This Was Supposed to Stay Buried — Then the Cameras Showed Up

There’s something deeply wrong when a guy with a YouTube channel, a camera, and enough curiosity to knock on a few doors manages to do what an entire media-industrial complex, multiple federal agencies, and a Pulitzer Prize committee somehow all missed.

And Vice President JD Vance noticed.

This week, Vance did what every American was already thinking and said it out loud: YouTuber Nick Shirley has done “far more useful journalism” than any of the 2024 Pulitzer Prize winners. Which is a polite way of saying the Pulitzers have turned into a trophy case for people who confuse activism with reporting and narratives with facts.

Shirley didn’t write a think piece. He didn’t attend a panel. He didn’t quote anonymous sources “familiar with the matter.” He showed up. He filmed. He asked questions. And in one day — one day — he and his crew uncovered over $110 million in alleged fraud in Minnesota. Not theoretical fraud. Not “potential misuse.” Real money. Real addresses. Fake daycare centers. Empty buildings. Misspelled signs. Federal dollars evaporating faster than accountability in a blue-state bureaucracy.

One so-called “learning center” couldn’t even spell learning correctly. Another had no kids. No staff. No activity. Just millions in federal aid and a lot of panic when someone with a camera showed up. One woman immediately started shouting “Don’t open up!” and accusing Shirley of being ICE — which, frankly, tells you everything you need to know about how legitimate the operation was.

Then came the really ugly part.

According to federal counterterrorism sources cited by City Journal, millions of those stolen dollars didn’t just disappear — they traveled. Straight out of Minnesota. Back to Somalia. And into the hands of Al-Shabaab, an actual terrorist organization. Not a buzzword. Not a metaphor. A group America has been fighting for years.

At which point even Washington could no longer pretend this was just “administrative error.”

Treasury Secretary Scott Bessent announced a federal investigation. Education Secretary Linda McMahon called for Minnesota Governor Tim Walz to resign over massive education fraud. And here’s the quiet but telling detail: the SBA has begun cutting off funding tied to these networks. The money spigot is finally closing — not because a blue-ribbon commission asked nicely, but because the scam got exposed in public.

This is the part that should terrify the political class.

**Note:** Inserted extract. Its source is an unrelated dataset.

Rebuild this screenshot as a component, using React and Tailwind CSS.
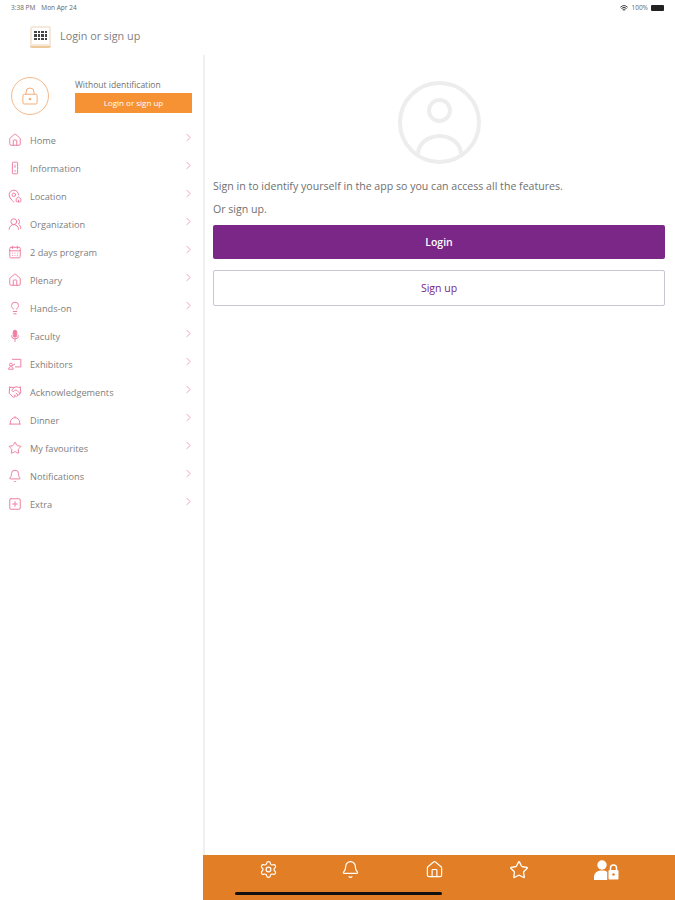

It wasn’t legacy media. It wasn’t a DOJ task force. It wasn’t a Pulitzer winner with a podcast voice and a résumé of MSNBC appearances.

It was a guy with a YouTube channel who decided to look.

JD Vance’s praise wasn’t just a compliment. It was a warning shot. Journalism doesn’t belong to institutions anymore. It belongs to whoever is willing to tell the truth — even if that truth makes governors sweat, bureaucrats scatter, and entire funding pipelines suddenly vanish.

And if this is what one independent reporter can uncover in a single day, imagine what the rest of the country looks like when someone finally decides to knock.